/ TT / Language /
@ K. 2000 09 22
Ambiguity is in part the inevitable result of any practical lexicon being more finite than the world of things, experience, and ideas.
Additionally, ambiguity is in part the inevitable result of natural language being something evolved, not designed. It’s artificial languages which may reduce if not exclude ambiguity.
Where ambiguity adds to meaning, as in good art, ambiguity is a positive.
Unfortunately the majority of ambiguities are unconscious, undeliberate, and are negative: impede communication.
Disastrously, some negative ambiguities are neither unconscious nor undeliberate. Those are the ones I intend principally to address: the ambiguities of kleptocracy. I shall relate them to magic, where the magician controls illusion via a bag of tricks from misdirection to sleight of hand. Pick a meaning, any meaning … and suddenly the meaning the magician wants you to have is in your hand (or head). You use a word with a politician, and he palms your meaning, substituting his own. Lawyers, salesmen … caveat Homo sapiens [sic] sapiens [sic] …Nature has been the chief and the most pregnant word in the terminology of all the normative provinces of thought in the West; and the multiplicity of its meanings has made it easy, and common, to slip more or less insensibly from one connotation to another, and thus in the end to pass from one ethical or aesthetic standard to its very antithesis, while nominally professing the same principles.
Nature as Esthetic Norm
The spirit of this file is also daughter to Knatz.com Teaching/society/social epistemology. It is likewise integral to Macroinformation.
This post treats “ambiguity” in the context of language: I’ll soon resurrect Knatz.com’s Teaching / Thinking Tools / Ambiguity: Tautological.
Hilarious! 2011 08 06 I’m editing Page menus, updating, de-duping, reducing ambiguity, or trying to. And I found umpteen other posts here also titled Ambiguity! All scribbled in different contexts: institutional purpose, thinking tools, language …
Ambiguity Scrapbook
2011 08 18 Last night at the dance the band performed the song with the repeating line, “If I said you had a beautiful body would you hold it against me?” Around Highlands County here the bands’ repertoire tends to overlap: we hear the same stuff again and again. So, I’m dancing, alert to the beauty of my partner (my friend Carol, Jan up north for a couple of months), but asleep with regard to what we’re dancing to: when suddenly, I, me, the master of ambiguity, hailed as such since 1959 or so by faculty as well as friends, notice an ambiguity in the line for the first time. Is the singer asking his interlocutor – lets assume it’s a male addressing a female – if she would resent his question and punish him for it? Or is he asking that on condition that he ask her that question would she them press her hailed beauty against his body? Years have drowsed past and I’d simply assumed that the poor bastard was trying to compliment a woman likely to punish such familiarity. Believe me, I know plenty such around here. At least that’s how they behave in their seventies, I didn’t know them when they were nubile.

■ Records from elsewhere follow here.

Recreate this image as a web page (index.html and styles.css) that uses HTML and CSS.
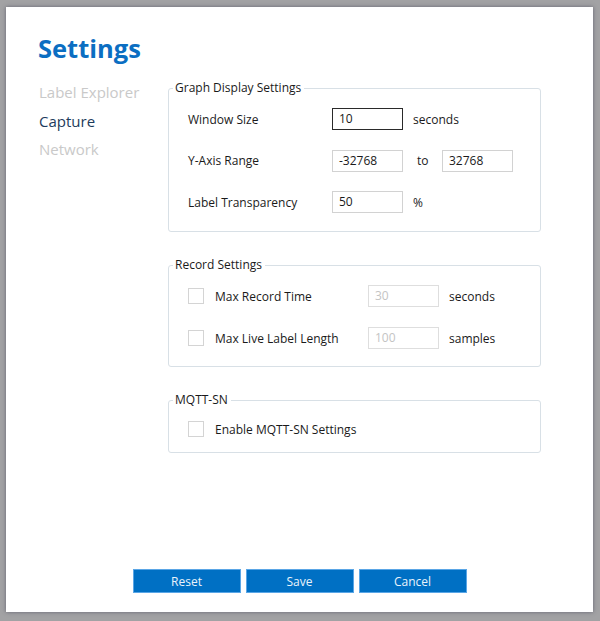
FILE: index.html
```html
<!DOCTYPE html>
<html>
<head>
<meta charset="utf-8">
<link rel="stylesheet" href="styles.css">
</head>
<body>
<div class="window">
  <h1 class="title">Settings</h1>
  <div class="main">
    <nav class="nav">
      <div class="nav-item muted">Label Explorer</div>
      <div class="nav-item active">Capture</div>
      <div class="nav-item muted">Network</div>
    </nav>
    <div class="content">
      <fieldset class="group group-graph">
        <legend>Graph Display Settings</legend>
        <div class="row">
          <span class="label">Window Size</span>
          <span class="input focused">10</span>
          <span class="unit">seconds</span>
        </div>
        <div class="row">
          <span class="label">Y-Axis Range</span>
          <span class="input">-32768</span>
          <span class="to">to</span>
          <span class="input">32768</span>
        </div>
        <div class="row">
          <span class="label">Label Transparency</span>
          <span class="input">50</span>
          <span class="unit">%</span>
        </div>
      </fieldset>
      <fieldset class="group group-record">
        <legend>Record Settings</legend>
        <div class="row">
          <span class="check"></span>
          <span class="clabel">Max Record Time</span>
          <span class="input disabled">30</span>
          <span class="unit">seconds</span>
        </div>
        <div class="row">
          <span class="check"></span>
          <span class="clabel">Max Live Label Length</span>
          <span class="input disabled">100</span>
          <span class="unit">samples</span>
        </div>
      </fieldset>
      <fieldset class="group group-mqtt">
        <legend>MQTT-SN</legend>
        <div class="row">
          <span class="check"></span>
          <span class="clabel">Enable MQTT-SN Settings</span>
        </div>
      </fieldset>
    </div>
  </div>
  <div class="buttons">
    <button class="btn">Reset</button>
    <button class="btn">Save</button>
    <button class="btn">Cancel</button>
  </div>
</div>
</body>
</html>
```
FILE: styles.css
```css
html, body {
  margin: 0;
  padding: 0;
}
body {
  background: #a2a2a4;
  width: 600px;
  height: 621px;
  overflow: hidden;
  font-family: "Open Sans", "Noto Sans", sans-serif;
  color: #1a1a1a;
}
.window {
  margin: 7px 0 0 6px;
  width: 587px;
  height: 605px;
  background: #ffffff;
  box-shadow: 0 0 4px rgba(60, 60, 80, 0.6);
  box-sizing: border-box;
  padding: 26px 0 0 32px;
  display: flex;
  flex-direction: column;
}
.title {
  margin: 0;
  font-size: 25.5px;
  font-weight: 700;
  line-height: 30px;
  color: #0b6ec2;
}
.main {
  display: flex;
  margin-top: 17px;
}
.nav {
  width: 129px;
  display: flex;
  flex-direction: column;
  padding-left: 1px;
  margin-top: -2px;
}
.nav-item {
  font-size: 15px;
  line-height: 28.5px;
  height: 28.5px;
}
.nav-item.muted { color: #c9c9c9; }
.nav-item.active { color: #1d3b5c; }
.content {
  width: 373px;
  display: flex;
  flex-direction: column;
  gap: 25px;
}
.group {
  margin: 0;
  border: 1px solid #d8e0e6;
  border-radius: 3px;
  padding: 0 0 0 19px;
  min-width: 0;
}
.group legend {
  font-size: 12px;
  padding: 0 3px 0 2px;
  margin-left: -15px;
  line-height: 16px;
  color: #1a1a1a;
}
.group-graph {
  display: flex;
  flex-direction: column;
  gap: 19.5px;
  padding-top: 12px;
  padding-bottom: 18px;
}
.group-record {
  display: flex;
  flex-direction: column;
  gap: 20px;
  padding-top: 12px;
  padding-bottom: 17px;
}
.group-mqtt {
  padding-top: 10px;
  padding-bottom: 12px;
}
.row {
  display: flex;
  align-items: center;
  height: 22px;
  font-size: 12px;
}
.label {
  width: 144px;
}
.input {
  box-sizing: border-box;
  width: 71px;
  height: 22px;
  border: 1px solid #d2d2d2;
  padding: 0 6px;
  line-height: 20px;
  font-size: 12px;
  color: #1a1a1a;
}
.input.focused {
  border: 1.5px solid #2a2a2a;
  line-height: 19px;
}
.input.disabled {
  color: #c4c4c4;
  border-color: #dedede;
}
.unit {
  margin-left: 10px;
}
.to {
  width: 39px;
  box-sizing: border-box;
  padding-left: 14px;
}
.check {
  box-sizing: border-box;
  width: 16px;
  height: 16px;
  border: 1px solid #d4d4d4;
  background: #fff;
}
.clabel {
  margin-left: 11px;
  width: 153px;
}
.buttons {
  margin-top: auto;
  margin-bottom: 19px;
  display: flex;
  justify-content: center;
  gap: 5px;
  padding-right: 32px;
}
.btn {
  width: 108px;
  height: 24px;
  background: #0070c4;
  border: 1px solid #5aa6e6;
  color: #eaf3fb;
  font-family: "Open Sans", "Noto Sans", sans-serif;
  font-size: 12px;
  padding: 0;
}
```
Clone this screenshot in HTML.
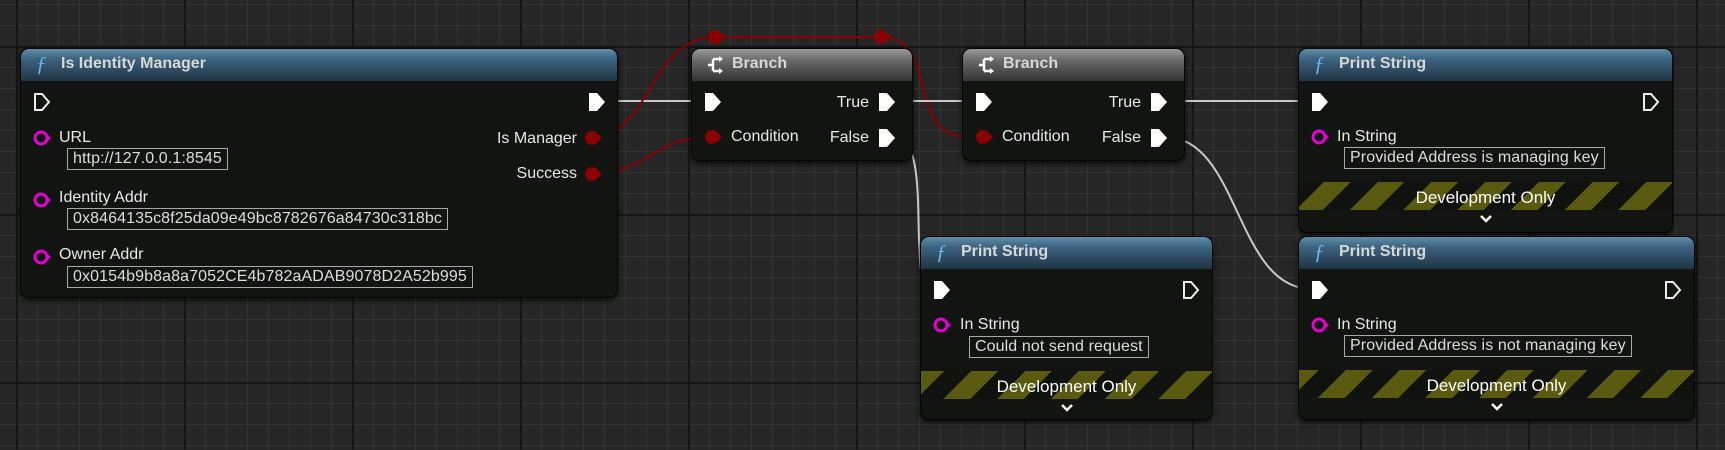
<!DOCTYPE html>
<html><head><meta charset="utf-8"><style>
*{margin:0;padding:0;box-sizing:border-box}
body{width:1725px;height:450px;overflow:hidden;position:relative;font-family:"Liberation Sans",sans-serif;color:#e8e8e8;
background-color:#262626;
background-image:
linear-gradient(to right,#151515 0 2px,transparent 2px),
linear-gradient(to bottom,#151515 0 2px,transparent 2px),
linear-gradient(to right,#343434 0 1px,transparent 1px),
linear-gradient(to bottom,#343434 0 1px,transparent 1px);
background-size:168px 168px,168px 168px,21px 21px,21px 21px;
background-position:16px 0,0 46px,16px 0,0 4px;}
.node{position:absolute;background:#121412;border-radius:9px;box-shadow:0 2px 6px rgba(0,0,0,.8);border:1px solid #050505}
.hdr{position:absolute;left:0;top:0;right:0;height:32px;border-radius:8px 8px 0 0;font-weight:bold;font-size:16px;color:#d8d8d8;line-height:30px;padding-left:40px}
.blue{background:linear-gradient(to bottom,#5f8eab 0%,#3d6580 30%,#1f3442 100%)}
.grey{background:linear-gradient(to bottom,#9a9a9a 0%,#6a6a6a 35%,#333 100%)}
.f{position:absolute;left:15px;top:0;font-family:"Liberation Serif",serif;font-style:italic;color:#6ab6ee;font-weight:normal;font-size:21px}
.t{position:absolute;font-size:16px;white-space:nowrap;line-height:18px}
.box{position:absolute;border:1px solid #a8a8a8;font-size:16px;color:#ddd;line-height:20px;padding:0 5px;white-space:nowrap;letter-spacing:0.1px}
svg.p{position:absolute;overflow:visible}
.stripes{position:absolute;left:0;right:0;height:28px;background:repeating-linear-gradient(-45deg,#101210 0 19px,#59590f 19px 38px)}
.dev{position:absolute;left:0;right:0;text-align:center;font-size:17px;color:#fff;line-height:20px}
.chev{position:absolute;left:50%;margin-left:-6px}
</style></head><body>
<svg style="position:absolute;left:0;top:0" width="1725" height="450">
<g fill="none" stroke-width="2">
<path d="M605 101 L712 101" stroke="#c8c8c8"/>
<path d="M593 137 C650 137 650 37 715 37 L881 37 C940 37 905 137 968 137" stroke="#8a0000"/>
<path d="M593 173 C650 173 650 137 712 137" stroke="#8a0000"/>
<path d="M888 101 L980 101" stroke="#c8c8c8"/>
<path d="M895 137 C935 137 905 289 932 289" stroke="#c8c8c8"/>
<path d="M1160 101 L1312 101" stroke="#c8c8c8"/>
<path d="M1165 137 C1240 137 1235 289 1312 289" stroke="#c8c8c8"/>
</g>
<circle cx="715" cy="37" r="7" fill="#8a0000"/><path d="M721 33 L726 37 L721 41Z" fill="#8a0000"/>
<circle cx="881" cy="37" r="7" fill="#8a0000"/><path d="M887 33 L892 37 L887 41Z" fill="#8a0000"/>
</svg>

<div class="node" style="left:20px;top:48px;width:598px;height:250px">
<div class="hdr blue">Is Identity Manager<span class="f">ƒ</span></div>
<svg class="p" style="left:12px;top:43px" width="18" height="20"><path d="M2 2 H9 L16 10 L9 18 H2Z" fill="none" stroke="#eee" stroke-width="2"/></svg>
<svg class="p" style="left:567px;top:43px" width="18" height="20"><path d="M1 1 H9 L17 10 L9 19 H1Z" fill="#fff"/></svg>
<svg class="p" style="left:12px;top:81px" width="20" height="16"><circle cx="8" cy="8" r="6" fill="none" stroke="#e000d0" stroke-width="3"/><path d="M14 4.5 L18 8 L14 11.5Z" fill="#e000d0"/></svg>
<div class="t" style="left:38px;top:80px">URL</div>
<div class="box" style="left:46px;top:99px">http://127.0.0.1:8545</div>
<svg class="p" style="left:12px;top:143px" width="20" height="16"><circle cx="8" cy="8" r="6" fill="none" stroke="#e000d0" stroke-width="3"/><path d="M14 4.5 L18 8 L14 11.5Z" fill="#e000d0"/></svg>
<div class="t" style="left:38px;top:140px">Identity Addr</div>
<div class="box" style="left:46px;top:159px">0x8464135c8f25da09e49bc8782676a84730c318bc</div>
<svg class="p" style="left:12px;top:200px" width="20" height="16"><circle cx="8" cy="8" r="6" fill="none" stroke="#e000d0" stroke-width="3"/><path d="M14 4.5 L18 8 L14 11.5Z" fill="#e000d0"/></svg>
<div class="t" style="left:38px;top:197px">Owner Addr</div>
<div class="box" style="left:46px;top:217px">0x0154b9b8a8a7052CE4b782aADAB9078D2A52b995</div>
<div class="t" style="right:40px;top:81px">Is Manager</div>
<svg class="p" style="left:563px;top:81px" width="20" height="16"><circle cx="8" cy="8" r="7" fill="#8a0000"/><path d="M14 4.5 L18 8 L14 11.5Z" fill="#8a0000"/></svg>
<div class="t" style="right:40px;top:116px">Success</div>
<svg class="p" style="left:563px;top:117px" width="20" height="16"><circle cx="8" cy="8" r="7" fill="#8a0000"/><path d="M14 4.5 L18 8 L14 11.5Z" fill="#8a0000"/></svg>
</div>

<div class="node" style="left:691px;top:48px;width:222px;height:113px">
<div class="hdr grey">Branch<svg style="position:absolute;left:14px;top:7px" width="20" height="18"><path d="M2 9 H7 M7 3 V15 M7 3 H15 M7 15 H15" stroke="#fff" stroke-width="2.5" fill="none"/><path d="M13 0 L17 3 L13 6Z M13 12 L17 15 L13 18Z" fill="#fff"/></svg></div>
<svg class="p" style="left:12px;top:43px" width="18" height="20"><path d="M1 1 H9 L17 10 L9 19 H1Z" fill="#fff"/></svg>
<svg class="p" style="left:12px;top:80px" width="20" height="16"><circle cx="8" cy="8" r="7" fill="#8a0000"/><path d="M14 4.5 L18 8 L14 11.5Z" fill="#8a0000"/></svg>
<div class="t" style="left:39px;top:79px">Condition</div>
<div class="t" style="right:43px;top:45px">True</div>
<svg class="p" style="left:186px;top:43px" width="18" height="20"><path d="M1 1 H9 L17 10 L9 19 H1Z" fill="#fff"/></svg>
<div class="t" style="right:43px;top:80px">False</div>
<svg class="p" style="left:186px;top:79px" width="18" height="20"><path d="M1 1 H9 L17 10 L9 19 H1Z" fill="#fff"/></svg>
</div>
<div class="node" style="left:962px;top:48px;width:223px;height:113px">
<div class="hdr grey">Branch<svg style="position:absolute;left:14px;top:7px" width="20" height="18"><path d="M2 9 H7 M7 3 V15 M7 3 H15 M7 15 H15" stroke="#fff" stroke-width="2.5" fill="none"/><path d="M13 0 L17 3 L13 6Z M13 12 L17 15 L13 18Z" fill="#fff"/></svg></div>
<svg class="p" style="left:12px;top:43px" width="18" height="20"><path d="M1 1 H9 L17 10 L9 19 H1Z" fill="#fff"/></svg>
<svg class="p" style="left:12px;top:80px" width="20" height="16"><circle cx="8" cy="8" r="7" fill="#8a0000"/><path d="M14 4.5 L18 8 L14 11.5Z" fill="#8a0000"/></svg>
<div class="t" style="left:39px;top:79px">Condition</div>
<div class="t" style="right:43px;top:45px">True</div>
<svg class="p" style="left:187px;top:43px" width="18" height="20"><path d="M1 1 H9 L17 10 L9 19 H1Z" fill="#fff"/></svg>
<div class="t" style="right:43px;top:80px">False</div>
<svg class="p" style="left:187px;top:79px" width="18" height="20"><path d="M1 1 H9 L17 10 L9 19 H1Z" fill="#fff"/></svg>
</div>

<div class="node" style="left:1298px;top:48px;width:375px;height:185px">
<div class="hdr blue">Print String<span class="f">ƒ</span></div>
<svg class="p" style="left:12px;top:43px" width="18" height="20"><path d="M1 1 H9 L17 10 L9 19 H1Z" fill="#fff"/></svg>
<svg class="p" style="left:343px;top:43px" width="18" height="20"><path d="M2 2 H9 L16 10 L9 18 H2Z" fill="none" stroke="#eee" stroke-width="2"/></svg>
<svg class="p" style="left:12px;top:80px" width="20" height="16"><circle cx="8" cy="8" r="6" fill="none" stroke="#e000d0" stroke-width="3"/><path d="M14 4.5 L18 8 L14 11.5Z" fill="#e000d0"/></svg>
<div class="t" style="left:38px;top:79px">In String</div>
<div class="box" style="left:45px;top:98px">Provided Address is managing key</div>
<div class="stripes" style="top:133px"></div>
<div class="dev" style="top:139px">Development Only</div>
<svg class="chev" style="top:166px" width="12" height="8"><path d="M1 1 L6 6 L11 1" stroke="#fff" stroke-width="2.5" fill="none"/></svg>
</div>
<div class="node" style="left:920px;top:236px;width:293px;height:184px">
<div class="hdr blue">Print String<span class="f">ƒ</span></div>
<svg class="p" style="left:12px;top:43px" width="18" height="20"><path d="M1 1 H9 L17 10 L9 19 H1Z" fill="#fff"/></svg>
<svg class="p" style="left:261px;top:43px" width="18" height="20"><path d="M2 2 H9 L16 10 L9 18 H2Z" fill="none" stroke="#eee" stroke-width="2"/></svg>
<svg class="p" style="left:12px;top:80px" width="20" height="16"><circle cx="8" cy="8" r="6" fill="none" stroke="#e000d0" stroke-width="3"/><path d="M14 4.5 L18 8 L14 11.5Z" fill="#e000d0"/></svg>
<div class="t" style="left:39px;top:79px">In String</div>
<div class="box" style="left:48px;top:99px">Could not send request</div>
<div class="stripes" style="top:134px"></div>
<div class="dev" style="top:140px">Development Only</div>
<svg class="chev" style="top:167px" width="12" height="8"><path d="M1 1 L6 6 L11 1" stroke="#fff" stroke-width="2.5" fill="none"/></svg>
</div>
<div class="node" style="left:1298px;top:236px;width:397px;height:184px">
<div class="hdr blue">Print String<span class="f">ƒ</span></div>
<svg class="p" style="left:12px;top:43px" width="18" height="20"><path d="M1 1 H9 L17 10 L9 19 H1Z" fill="#fff"/></svg>
<svg class="p" style="left:365px;top:43px" width="18" height="20"><path d="M2 2 H9 L16 10 L9 18 H2Z" fill="none" stroke="#eee" stroke-width="2"/></svg>
<svg class="p" style="left:12px;top:80px" width="20" height="16"><circle cx="8" cy="8" r="6" fill="none" stroke="#e000d0" stroke-width="3"/><path d="M14 4.5 L18 8 L14 11.5Z" fill="#e000d0"/></svg>
<div class="t" style="left:38px;top:79px">In String</div>
<div class="box" style="left:45px;top:98px">Provided Address is not managing key</div>
<div class="stripes" style="top:133px"></div>
<div class="dev" style="top:139px">Development Only</div>
<svg class="chev" style="top:166px" width="12" height="8"><path d="M1 1 L6 6 L11 1" stroke="#fff" stroke-width="2.5" fill="none"/></svg>
</div>
</body></html>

(I have noticed though that if you persist in complimenting them, eventually their hostility, their defensiveness, wears down, barriers erode, gates open.)
2014 02 05 No Pain No Gain
I’m seventy-five and a half, I’m doing crunches nearly every day. My regular thirty went down to twenty, then went back up to thirty. Now it’s more like 40 … 60 … 80 … 100. But not always, not easily. Some mornings my back hurts and stretches don’t altogether fix it. Still: I do them in lots of ten, and with caution. And trainers’ no pain / no gain echoes in my head. And I think things similar to thoughts of the other day about “diet”.
Any athlete understands that you can’t get into good shape if you chicken out at every little pain. Of course the lazy muses resist the recruiting muscles, the body will look for excuses, the mind will find them. The athlete wants the sergeant to win, not the coward. But what if the sergeant is telling you to ignore the pain while in fact your bones are sticking out of your flesh in a compound fracture? No. Then you must listen to the pain and ignore the sergeant.
Diet
People talk about dieting: but what they mean by “diet” is “restricted diet”. Basically diet means whatever you eat. If you eat nothing but rice pudding, chocolate fudge, and whipped cream then rice pudding, chocolate fudge, and whipped cream is your diet. It’s not a healthy diet, but health is an additional consideration. So: we all have a diet, whether we’re restricting what we eat or not. What you want isn’t a diet: you want a healthy diet.
Or, maybe you don’t. Go ahead and eat the marshmallows.